In a recent development, U.S. President Donald Trump referred to the $550 billion investment pledged by Japan as “our money,” asserting that the United States is free to deploy those funds as it sees fit. This statement comes as Ryosei Akazawa, Japan’s chief tariff negotiator, returned to Washington to discuss the agreement reached between the two countries.
The deal, struck in July, involves Japan’s commitment to invest in the U.S. in exchange for reduced tariffs on Japanese goods, including automobiles. However, Akazawa emphasized that Japan’s cooperation is contingent upon mutual benefits, particularly in areas such as supply chain development tied to economic security. He stated that Japan cannot cooperate on initiatives that do not benefit the country.

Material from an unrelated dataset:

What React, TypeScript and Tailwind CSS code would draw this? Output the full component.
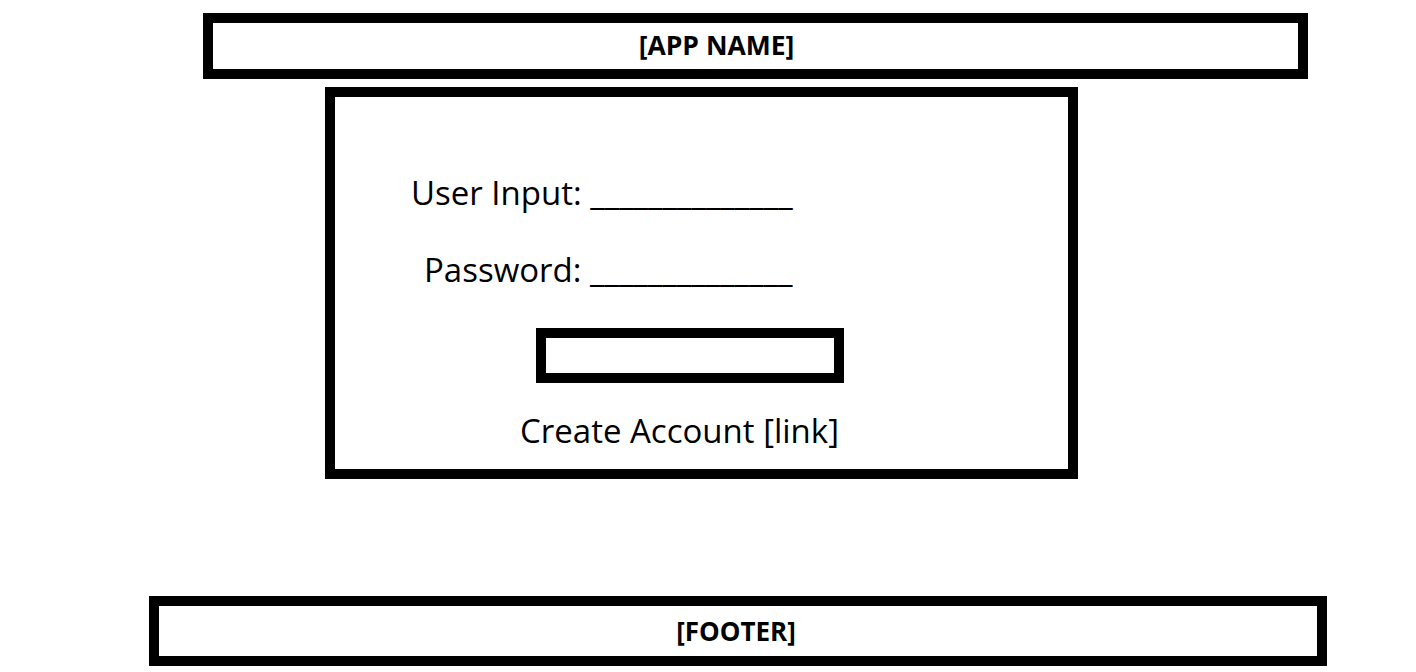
export default function App() {
  return (
    <main className="min-h-[672px] bg-white pt-[13px] text-black" style={{ fontFamily: '"Open Sans", "Noto Sans", sans-serif' }}>
      <header className="ml-[203px] flex h-[66px] w-[1105px] items-center justify-center border-[10px] border-black pr-[78px]">
        <h1 className="text-[26.5px] font-bold">[APP NAME]</h1>
      </header>

      <section className="ml-[325px] mt-[8px] h-[392px] w-[753px] border-[10px] border-black pt-[71px] text-[33px]">
        <p className="ml-[76px]">User Input: ______________</p>
        <p className="ml-[89px] mt-[27px]">Password: ______________</p>
        <button className="ml-[201px] mt-[34px] block h-[55px] w-[308px] border-[10px] border-black"></button>
        <a className="ml-[185px] mt-[31px] block w-fit leading-none">Create Account [link]</a>
      </section>

      <footer className="ml-[149px] mt-[117px] flex h-[70px] w-[1178px] items-center justify-center border-[10px] border-black pr-[4px]">
        <p className="text-[26px] font-bold">[FOOTER]</p>
      </footer>
    </main>
  );
}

During his visit, Akazawa aims to press U.S. officials for the swift implementation of the agreed tariff cuts and seek clarity on the issue of “stacking” tariffs, noting that Japan was excluded from the “no stacking” provision applied to the European Union. He called for the U.S. to honor the original terms of the deal as discussed.
The differing perspectives on the investment have raised concerns about the future of the trade agreement and the potential implications for U.S.-Japan relations. As discussions continue, both nations will need to navigate these differences to ensure the success of the agreement and maintain a strong bilateral partnership.